Any SQL based RDBMS database is supported, and DDL migrations are provided for various databases. The architecture is flexible such that other fundamental types of storage can be added in the future (NoSQL / document based for example).

These types of database provide indexing, sorting and querying facilities alongside resilience. This is important to allow sophisticated state / coin selection algorithms to be run in the domains.

Dynamic indexes: Schemas and Labels

The storage is structured in the SQL layer, so that fast indexed labels can be dynamically applied to states without any change to the table layout in the RDBMS.

However, for efficiency in the query system it is important that the list of possible labels, and their data types can be known ahead of time for each state that is stored.

To do this a schema must be stored by a domain, before any states are stored.

  • Schemas are isolated to a domain
  • Schemas are identified by a hash (just like states)
  • A matching schema must exist to receive a state into the Paladin engine

ABI Type System

Rather than inventing a new type system for Paladin, we incorporate the well established type system of the Ethereum ecosystem used in the Ethereum Application Binary Interface (ABI).

Specifically we support the subset that the ERC-712 TypedData standard accommodates, as this standard fits the model of structured data very closely to what is required for our UTXO states.

When creating a schema using an ABI definition (JSON) we: - Require a single type definition of type tuple (not an array, or a function definition) - Require the "internalType": "struct StructName extension of ABI is used to define all tuple names - Use the indexed boolean parameter on the top level type to specify the labels

The schema system is pluggable such that other schema types can be plugged in, for example if a domain wished to use JSON Schema with special annotations to describe the data schema and a different hashing.

Supported types

The following types can be used in structures, and also as indexed fields that are available for searching and sorting.

This includes supporting 256bit integers, as most coins are implemented using large whole numbers with a designated number of decimals (such as 18).

The query syntax supports supplying the values in many different ways (decimal, hex, with/without 0x prefix etc.).
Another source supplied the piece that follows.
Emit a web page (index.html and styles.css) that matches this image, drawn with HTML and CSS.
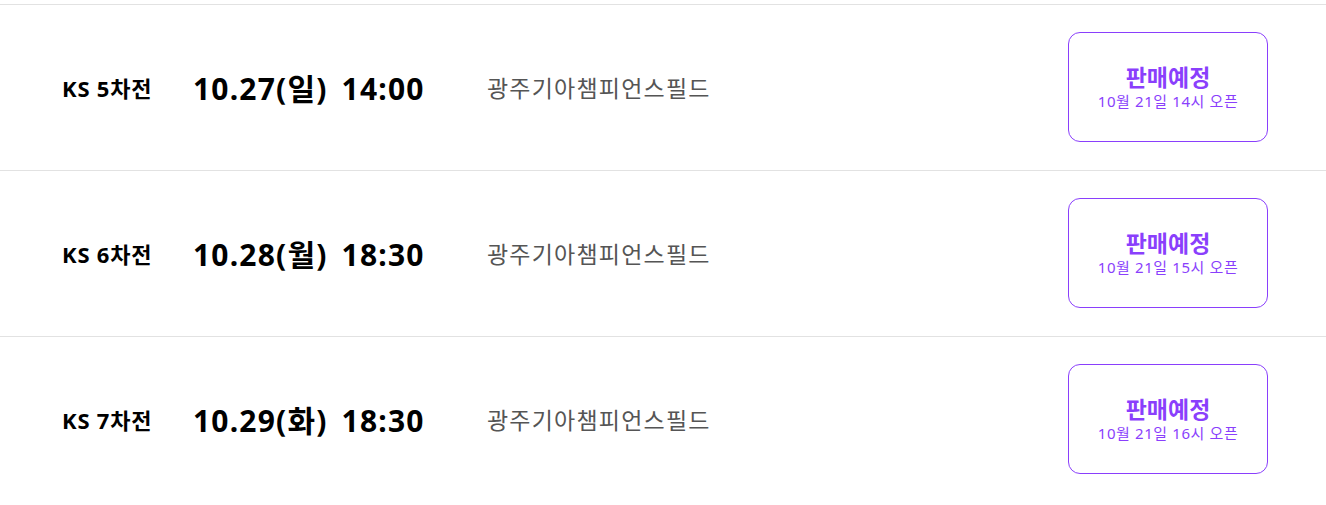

These are transformed to a standard format for efficient indexed filtering/sorting in the backing SQL database as follows.

Type Indexed in the database as
string Text
bytes1 to bytes32 Bytes (encoded as hex)
bytes Bytes (encoded as hex)
uint8 to uint63 8 byte signed numbers (note uint64 too large in SQL)
int8 to int64 8 byte signed numbers
uint64 to uint256 64 character fixed width big-endian hex
address Identically to uint160
int65 to int256 65 character two's compliment hex strings with sign prefix
bool The same as int64(0)/int64(1) for false/true

Performance tip: Use int64 for all numbers that do not require 256bit precision, such as timestamps and whole values. Avoid using uint64 - it is the same cost as uint256

JSON input/output

While we use the ABI type system, and schema definition language, the data itself can come in and out of the Paladin node in JSON format as the primary exchange format for that data.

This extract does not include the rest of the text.